The Navigation Acts significantly restricted colonial economies by limiting their markets for exports and forcing them to import goods via England, often at higher prices. While some colonial industries, such as shipbuilding, benefited, the acts generally fostered resentment due to economic constraints and perceived exploitation, contributing to the eventual push for independence.

When were the first significant Navigation Acts passed?

The first major Navigation Act was passed in 1651 by the Commonwealth government in England, with further significant acts enacted in 1660, 1663, 1673, and 1696.3, These laws were later modified and enforced with varying degrees of strictness until their repeal.

Were there any benefits of the Navigation Acts for the colonies?
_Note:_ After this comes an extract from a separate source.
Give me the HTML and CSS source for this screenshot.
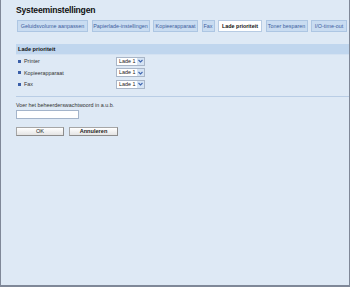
FILE: index.html
```html
<!DOCTYPE html>
<html>
<head>
<meta charset="utf-8">
<link rel="stylesheet" href="styles.css">
</head>
<body>
<div class="frame">
  <h1 class="title">Systeeminstellingen</h1>
  <div class="tabs">
    <span class="tab" style="width:71px">Geluidsvolume aanpassen</span>
    <span class="tab" style="width:58px">Papierlade-instellingen</span>
    <span class="tab" style="width:45px">Kopieerapparaat</span>
    <span class="tab" style="width:13px">Fax</span>
    <span class="tab active" style="width:44px">Lade prioriteit</span>
    <span class="tab" style="width:42px">Toner besparen</span>
    <span class="tab" style="width:36px">I/O-time-out</span>
    <span class="tab" style="width:30px">&nbsp;</span>
  </div>
  <div class="section-head">Lade prioriteit</div>
  <div class="rows">
    <div class="row"><span class="bullet"></span><span class="label">Printer</span><span class="select"><span class="sel-text">Lade 1</span><span class="sel-btn"><svg width="5" height="4" viewBox="0 0 5 4"><path d="M0.5 1 L2.5 3 L4.5 1" fill="none" stroke="#3f66b0" stroke-width="1.1"/></svg></span></span></div>
    <div class="row"><span class="bullet"></span><span class="label">Kopieerapparaat</span><span class="select"><span class="sel-text">Lade 1</span><span class="sel-btn"><svg width="5" height="4" viewBox="0 0 5 4"><path d="M0.5 1 L2.5 3 L4.5 1" fill="none" stroke="#3f66b0" stroke-width="1.1"/></svg></span></span></div>
    <div class="row"><span class="bullet"></span><span class="label">Fax</span><span class="select"><span class="sel-text">Lade 1</span><span class="sel-btn"><svg width="5" height="4" viewBox="0 0 5 4"><path d="M0.5 1 L2.5 3 L4.5 1" fill="none" stroke="#3f66b0" stroke-width="1.1"/></svg></span></span></div>
  </div>
  <div class="separator"></div>
  <div class="pw-label">Voer het beheerderswachtwoord in a.u.b.</div>
  <div class="pw-input"></div>
  <div class="buttons">
    <span class="btn btn-ok">OK</span>
    <span class="btn btn-cancel">Annuleren</span>
  </div>
</div>
</body>
</html>
```
FILE: styles.css
```css
html, body {
  margin: 0;
  padding: 0;
}
body {
  font-family: "Liberation Sans", Arial, sans-serif;
  background: #dde9f5;
}
.frame {
  width: 350px;
  height: 287px;
  box-sizing: border-box;
  border-left: 1px solid #7f8898;
  border-right: 1px solid #7f8898;
  border-bottom: 2px solid #7f8898;
  background: #dee9f5;
  padding: 4px 0 0 15px;
  overflow: hidden;
}
.title {
  margin: 0;
  font-size: 8.6px;
  font-weight: bold;
  letter-spacing: -0.2px;
  line-height: 12px;
  height: 12px;
  color: #111;
}
.tabs {
  display: flex;
  gap: 3.5px;
  margin: 4px 0 0 1px;
  height: 12px;
  white-space: nowrap;
}
.tab {
  flex: none;
  box-sizing: border-box;
  height: 12px;
  line-height: 11px;
  text-align: center;
  font-size: 5.4px;
  color: #3d5e9e;
  background: #c9dcf1;
  border: 1px solid #adc6e3;
  overflow: hidden;
}
.tab.active {
  background: #ffffff;
  color: #111;
  font-weight: bold;
  border-color: #b7cbe3;
}
.section-head {
  margin-top: 12px;
  height: 10px;
  line-height: 10px;
  padding-left: 2px;
  background: #c0d6ee;
  border-bottom: 1px solid #d4e2f2;
  font-size: 5.6px;
  font-weight: bold;
  color: #111;
}
.rows {
  padding-top: 0.5px;
}
.row {
  display: flex;
  align-items: center;
  height: 11.6px;
  padding-left: 2px;
}
.bullet {
  width: 3px;
  height: 3px;
  background: #3a5ea8;
  margin-right: 3px;
}
.label {
  width: 92px;
  font-size: 5.4px;
  color: #333;
}
.select {
  display: flex;
  box-sizing: border-box;
  width: 29px;
  height: 9px;
  background: #fff;
  border: 1px solid #a9b6c8;
}
.sel-text {
  flex: 1;
  font-size: 5.4px;
  line-height: 7px;
  padding-left: 2px;
  color: #222;
}
.sel-btn {
  width: 7px;
  display: flex;
  align-items: center;
  justify-content: center;
  background: #d6e4f4;
}
.separator {
  margin-top: 6px;
  height: 1px;
  background: #b9cde5;
}
.pw-label {
  margin-top: 5px;
  font-size: 5.4px;
  line-height: 7px;
  color: #333;
}
.pw-input {
  margin-top: 1px;
  box-sizing: border-box;
  width: 63px;
  height: 9px;
  background: #fff;
  border: 1px solid #a4b4ca;
}
.buttons {
  display: flex;
  gap: 5px;
  margin-top: 8px;
}
.btn {
  box-sizing: border-box;
  height: 9px;
  line-height: 7px;
  text-align: center;
  font-size: 5.6px;
  font-weight: bold;
  color: #222;
  background: linear-gradient(#ffffff, #e4e4e4);
  border: 1px solid #a6a6a6;
  border-right-color: #8c8c8c;
  border-bottom-color: #8c8c8c;
}
.btn-ok {
  width: 48px;
  font-weight: normal;
}
.btn-cancel {
  width: 49px;
}
```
While largely seen as restrictive, the Navigation Acts did offer some incidental benefits. For instance, colonial shipbuilders received a boost due to the requirement that goods be transported on British or colonial ships. Additionally, certain colonial products sometimes received favorable treatment in the British market, such as monopolies or bounties, though these were designed to align with the mother country's needs.2

When were the Navigation Acts repealed?

The Navigation Acts were gradually relaxed over time and finally repealed in 1849, as Britain transitioned from a mercantilist approach to a policy of free trade.1, This shift reflected evolving economic thought and the changing global economic landscape.